Hillary’s concession speech was worse. It was, in my opinion, the best speech she’s given to date. She was elegant and powerful and strong and graceful and seeing her speak so beautifully made me break down all over again. I could hear the loss in her voice –– not loss at losing the election, but loss of hope.
“And –– and to all the little girls who are watching this, never doubt that you are valuable and powerful and deserving of every chance and opportunity in the world to pursue and achieve your own dreams.”
The fact that we live in a country that has elected a president who makes girls doubt this –– who makes girls doubt that they are people, and that they are capable and wonderful and intelligent and worthy –– is terrifying.
I didn’t bother redoing my makeup for my next class.

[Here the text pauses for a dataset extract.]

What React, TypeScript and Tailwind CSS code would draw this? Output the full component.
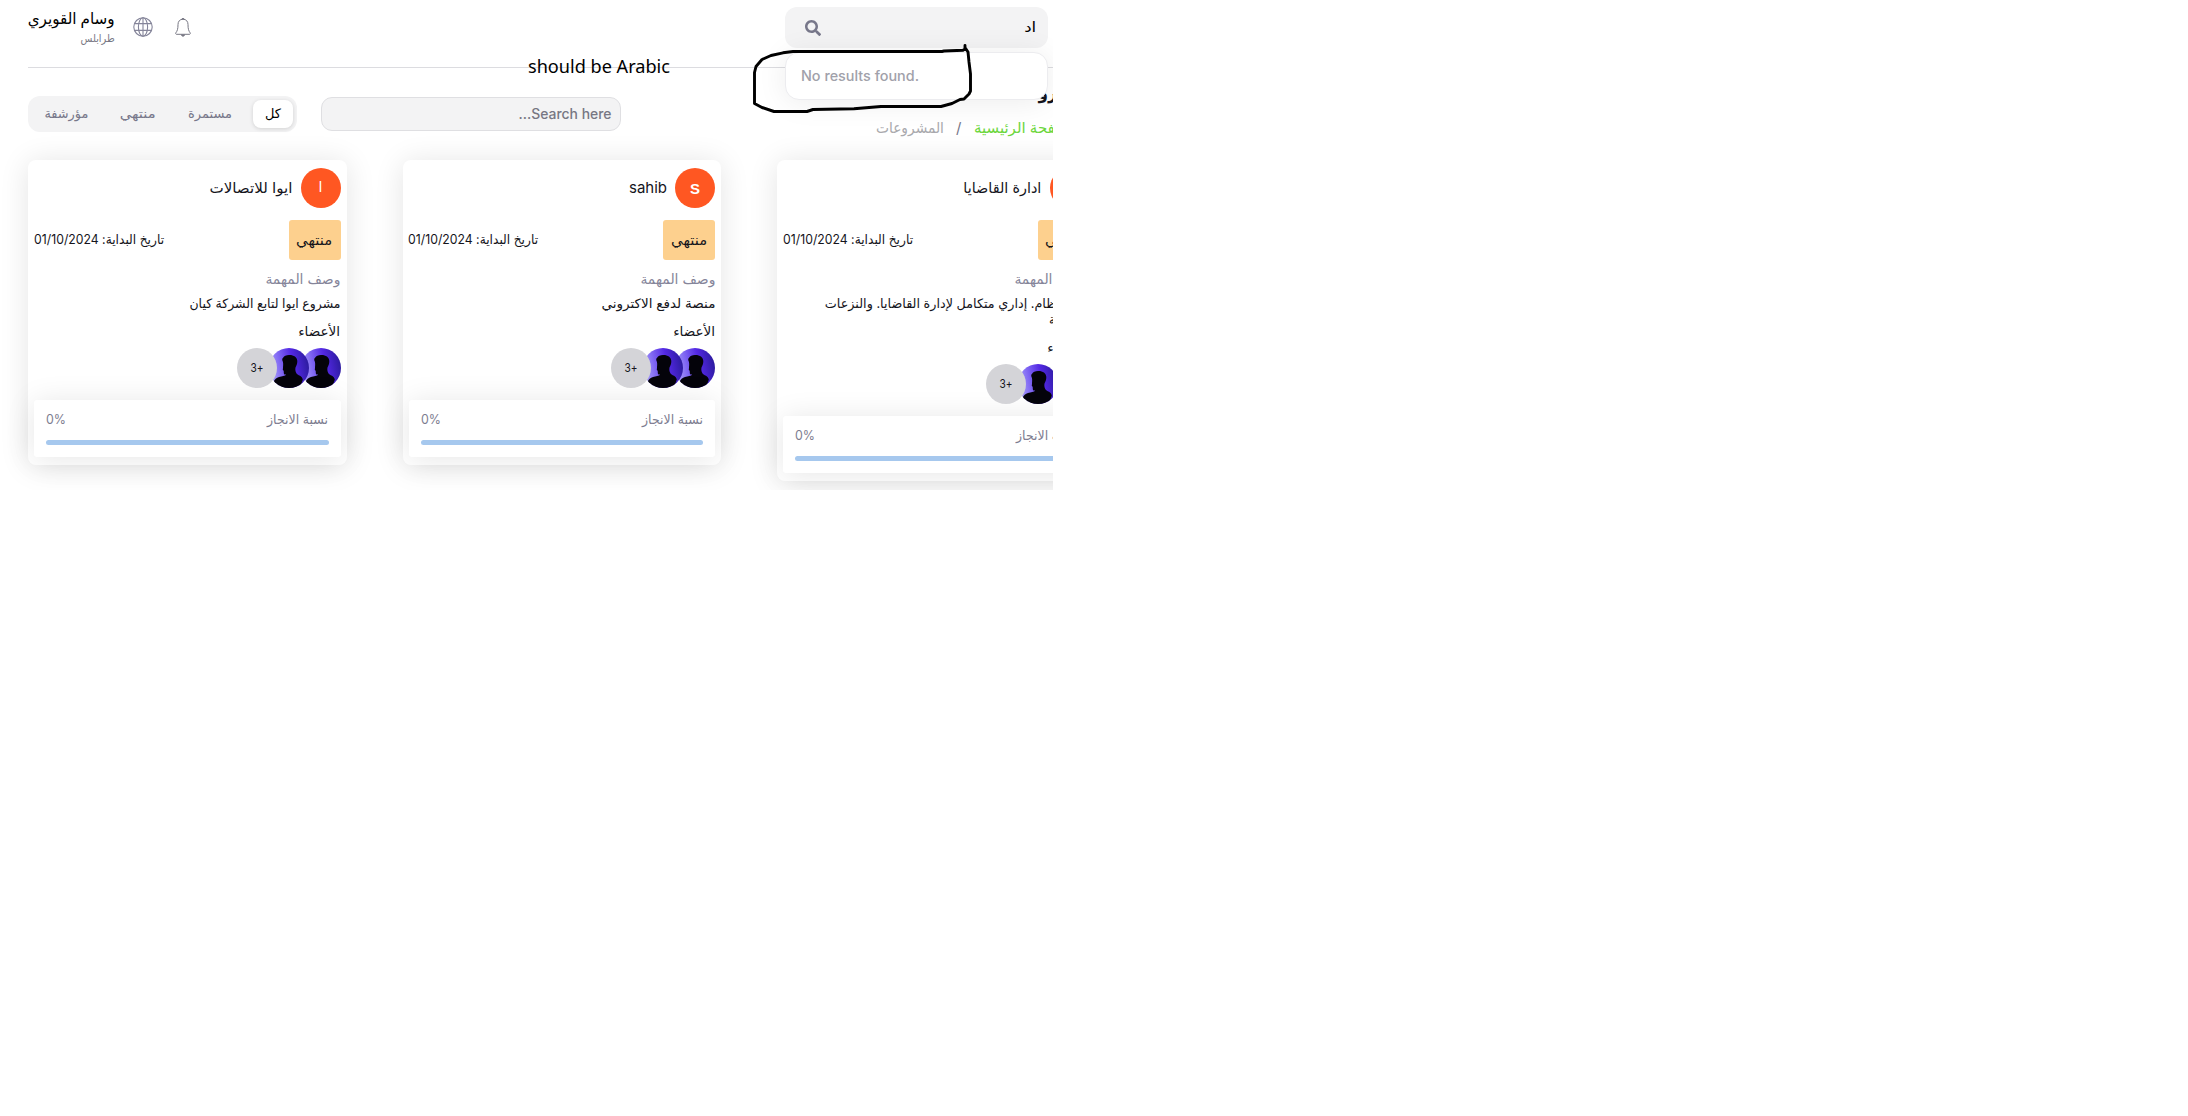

That night I went to an anti-Trump rally. There were upwards of six thousand people there, all of us absorbed and overwhelmed by the same rage and hurt. We marched all through Boston, shouting in unison, a series of chants that word by word, made me feel a little less hopeless. Being surrounded by that much love, that much strength, that overwhelming sense of community –– it was healing. For the first time all day, I felt like the world wasn’t ending. That feeling of promise nestled its way into my heart, and it’s stayed with me since that night.
Every day, every single day, something happens as a consequence of Donald Trump’s election that makes my heart hurt. And it’s not unlikely that things are going to get much worse before they start to get better. It’s terrifying and horribly saddening to watch as Obama’s presidency fades into Trump’s presidency, but knowing the capacity we as people have to stand together and to represent love and the hope for something better is something that I will carry with me over these next four years. It’s something I will hold on to when it really doesn’t seem as if the sun will rise; when it seems as though we’ve truly lost what we’ve spent so many years fighting for; when it seems like the world might actually stop turning.
There is still hope to be had. It’s not time to give up just yet.